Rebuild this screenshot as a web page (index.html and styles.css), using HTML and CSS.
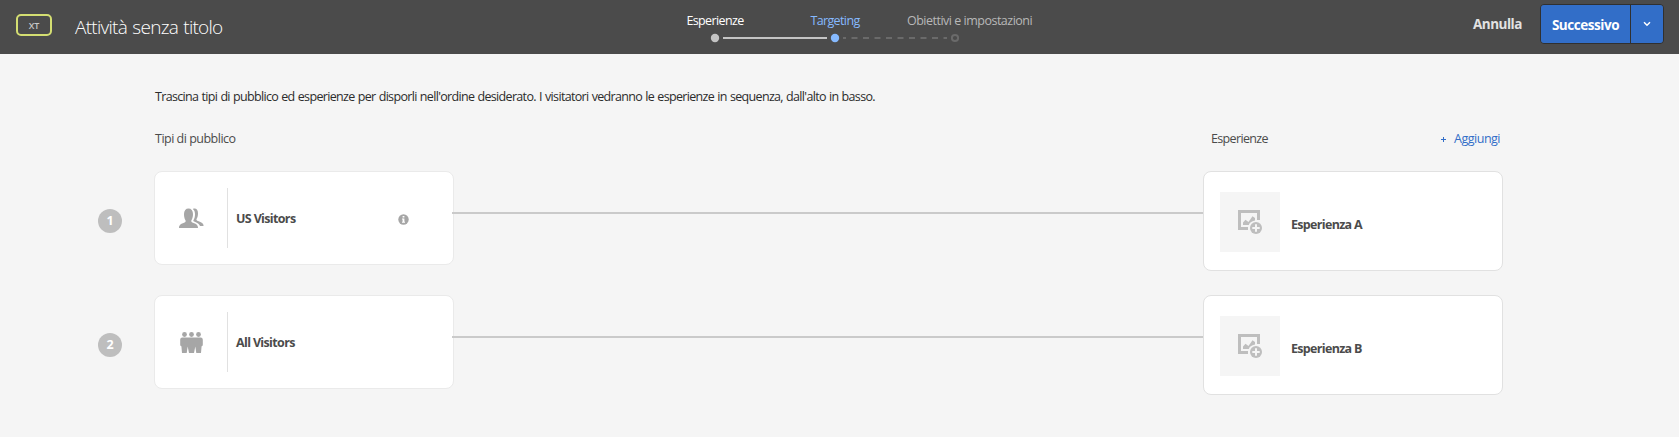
FILE: index.html
```html
<!DOCTYPE html>
<html lang="it">
<head>
<meta charset="utf-8">
<title>Attività senza titolo</title>
<link rel="stylesheet" href="styles.css">
</head>
<body>
<header class="topbar">
  <span class="badge">XT</span>
  <h1 class="title">Attività senza titolo</h1>
  <nav class="steps">
    <div class="step step-done"><span class="step-label">Esperienze</span></div>
    <div class="step step-current"><span class="step-label">Targeting</span></div>
    <div class="step step-next"><span class="step-label">Obiettivi e impostazioni</span></div>
    <svg class="track" width="360" height="10" viewBox="0 0 360 10">
      <circle cx="60" cy="5" r="4.2" fill="#c4c4c4"/>
      <path d="M68 5H172" stroke="#c4c4c4" stroke-width="2"/>
      <circle cx="180" cy="5" r="4.2" fill="#86baff"/>
      <path d="M188 5H292" stroke="#6a6a6a" stroke-width="2" stroke-dasharray="6 5.5" stroke-dashoffset="3"/>
      <circle cx="300" cy="5" r="3.1" fill="none" stroke="#6a6a6a" stroke-width="2"/>
    </svg>
  </nav>
  <div class="actions">
    <span class="cancel">Annulla</span>
    <div class="split">
      <button class="next">Successivo</button>
      <button class="more" aria-label="Altro"><svg width="8" height="6" viewBox="0 0 8 6"><path d="M1 1.2L4 4.2L7 1.2" fill="none" stroke="#fff" stroke-width="1.5"/></svg></button>
    </div>
  </div>
</header>
<main class="content">
  <p class="intro">Trascina tipi di pubblico ed esperienze per disporli nell'ordine desiderato. I visitatori vedranno le esperienze in sequenza, dall'alto in basso.</p>
  <div class="heads">
    <span class="head-aud">Tipi di pubblico</span>
    <div class="head-exp"><span class="head-name">Esperienze</span><a class="add"><svg width="5" height="5" viewBox="0 0 5 5"><path d="M2.5 0V5M0 2.5H5" stroke="#326ec8"/></svg><span>Aggiungi</span></a></div>
  </div>
  <section class="row">
    <span class="num">1</span>
    <article class="audience">
      <div class="aud-icon"><svg width="26" height="20" viewBox="0 0 26 20" fill="#a6a6a6"><path d="M0 20C0 16.8 2.2 15.8 5 14.8C6.9 14.1 7 13 6.3 12C5.4 10.5 5 8.4 5 6C5 2.3 6.8 .4 9.5 .4S14 2.3 14 6C14 8.4 13.5 10.5 12.6 12C11.9 13 12.1 14.1 14 14.8C17 15.8 19 16.8 19 20Z"/><path d="M13.8 .9C16.8-.5 19 1.6 19 5.2C19 7.4 18.6 9.2 17.8 10.5C17.1 11.7 17.4 12.4 19 13C22.6 14.3 24.6 15.2 24.6 18H21C20.3 16 18.8 15 16.8 14.2L14.6 13.3C14.2 12.9 14.3 12.4 14.7 11.7C15.6 10.3 16 8.4 16 6C16 3.6 15.3 2 13.8 .9Z"/></svg></div>
      <span class="aud-name">US Visitors</span>
      <svg class="info" width="11" height="11" viewBox="0 0 11 11"><circle cx="5.5" cy="5.5" r="5.2" fill="#a6a6a6"/><path d="M4.6 2.1H6.4V3.6H4.6ZM4 4.5H6.4V7.8H7V8.8H4V7.8H4.6V5.5H4Z" fill="#fff"/></svg>
    </article>
    <div class="link"></div>
    <article class="experience">
      <div class="thumb"><svg width="24" height="24" viewBox="0 0 24 24"><path d="M22 10V0H0V20H10V17H3V3H19V10Z" fill="#bebebe"/><path d="M5 15V12.5L7.5 9.8L10.5 12L14.5 6.2L17 8V10.5C13.5 11 11.3 13 10.8 15Z" fill="#bebebe"/><circle cx="18" cy="18" r="6" fill="#bebebe"/><path d="M18 14.3V21.7M14.3 18H21.7" stroke="#f5f5f5" stroke-width="2"/></svg></div>
      <span class="exp-name">Esperienza A</span>
    </article>
  </section>
  <section class="row">
    <span class="num">2</span>
    <article class="audience">
      <div class="aud-icon"><svg width="26" height="21" viewBox="0 0 26 21" fill="#a6a6a6"><circle cx="5.5" cy="2.5" r="2.4"/><circle cx="12.5" cy="2.5" r="2.4"/><circle cx="19.5" cy="2.5" r="2.4"/><path d="M3.3 5.6H21.7C23.2 5.6 23.8 6.6 23.8 8V12.5C23.8 13.6 23.4 14 22.6 14.2L22 21H17.3L16.3 14.5L15 21H10L8.7 14.5L7.7 21H3L2.4 14.2C1.6 14 1.2 13.6 1.2 12.5V8C1.2 6.6 1.8 5.6 3.3 5.6Z"/></svg></div>
      <span class="aud-name">All Visitors</span>
    </article>
    <div class="link"></div>
    <article class="experience">
      <div class="thumb"><svg width="24" height="24" viewBox="0 0 24 24"><path d="M22 10V0H0V20H10V17H3V3H19V10Z" fill="#bebebe"/><path d="M5 15V12.5L7.5 9.8L10.5 12L14.5 6.2L17 8V10.5C13.5 11 11.3 13 10.8 15Z" fill="#bebebe"/><circle cx="18" cy="18" r="6" fill="#bebebe"/><path d="M18 14.3V21.7M14.3 18H21.7" stroke="#f5f5f5" stroke-width="2"/></svg></div>
      <span class="exp-name">Esperienza B</span>
    </article>
  </section>
</main>
</body>
</html>
```
FILE: styles.css
```css
* { box-sizing: border-box; }
body { margin: 0; height: 437px; overflow: hidden; background: #f5f5f5; color: #4b4b4b; font: 12.5px/18px "Open Sans", "Noto Sans", sans-serif; white-space: nowrap; }
.topbar { height: 54px; background: #4b4b4b; display: grid; grid-template-columns: 59px 580px 1fr auto; padding: 0 15px 0 16px; align-items: start; }
.badge { width: 36px; height: 22px; margin-top: 14px; border: 2px solid #d4de72; border-radius: 5px; color: #c8c8c8; font-size: 9px; font-weight: 600; line-height: 20px; text-align: center; }
.title { margin: 13px 0 0; font-size: 19px; line-height: 28px; font-weight: 300; color: #fff; letter-spacing: -0.72px; word-spacing: 1px; }
.steps { width: 360px; display: grid; grid-template-columns: repeat(3, 120px); padding-top: 12px; letter-spacing: -0.62px; }
.step { display: flex; justify-content: center; }
.step-done { color: #fff; }
.step-current { color: #86baff; }
.step-next { color: #b8b8b8; justify-content: flex-start; padding-left: 12px; letter-spacing: -0.5px; }
.track { grid-column: 1 / 4; display: block; margin-top: 3px; }
.actions { display: flex; align-items: flex-start; }
.cancel { width: 67px; margin-top: 14px; color: #e2e2e2; font-weight: 700; font-size: 13.5px; line-height: 20px; letter-spacing: -0.5px; }
.split { display: flex; margin-top: 4px; width: 124px; height: 40px; border: 1px solid #303030; border-radius: 4px; overflow: hidden; }
.next, .more { border: 0; padding: 0; background: #326ec8; color: #fff; font: 700 13.5px/20px "Open Sans", "Noto Sans", sans-serif; letter-spacing: -0.45px; }
.next { width: 90px; padding-top: 1px; border-right: 1px solid #303030; }
.more { flex: 1; display: flex; align-items: center; justify-content: center; }
.content { padding: 34px 0 0 98px; }
.intro { margin: 0 0 0 56px; padding-left: 1px; color: #2c2c2c; letter-spacing: -0.67px; word-spacing: 0.6px; }
.heads { display: flex; margin: 24px 0 23px 56px; letter-spacing: -0.5px; }
.head-aud { width: 1057px; padding-left: 1px; }
.head-exp { width: 289px; display: flex; justify-content: space-between; }
.head-name { letter-spacing: -0.65px; }
.add { display: flex; align-items: center; gap: 8px; color: #326ec8; }
.row { display: flex; height: 100px; margin-bottom: 24px; }
.num { width: 24px; height: 24px; margin: 38px 32px 0 0; border-radius: 50%; background: #bebebe; color: #fff; font-weight: 700; line-height: 24px; text-align: center; }
.audience { width: 300px; height: 94px; display: flex; align-items: center; background: #fff; border: 1px solid #eaeaea; border-radius: 8px; }
.aud-icon { width: 73px; height: 60px; display: flex; align-items: center; padding-left: 24px; border-right: 1px solid #e1e1e1; }
.aud-name { width: 170px; padding: 2px 0 0 8px; font-weight: 700; letter-spacing: -0.65px; }
.info { margin-top: 3px; }
.link { width: 751px; height: 2px; margin: 41px 0 0 -2px; background: #cacaca; z-index: 1; }
.experience { width: 300px; height: 100px; display: flex; background: #fff; border: 1px solid #e1e1e1; border-radius: 8px; padding: 20px 16px; }
.thumb { width: 60px; height: 60px; background: #f5f5f5; padding: 18px; }
.exp-name { margin: 24px 0 0 11px; font-weight: 700; letter-spacing: -0.68px; }
```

=== Set problem ===
Extract all lines containing the word "index".

=== Solution to this task ===
Rebuild this screenshot as a web page (index.html and styles.css), using HTML and CSS.
FILE: index.html
.link { width: 751px; height: 2px; margin: 41px 0 0 -2px; background: #cacaca; z-index: 1; }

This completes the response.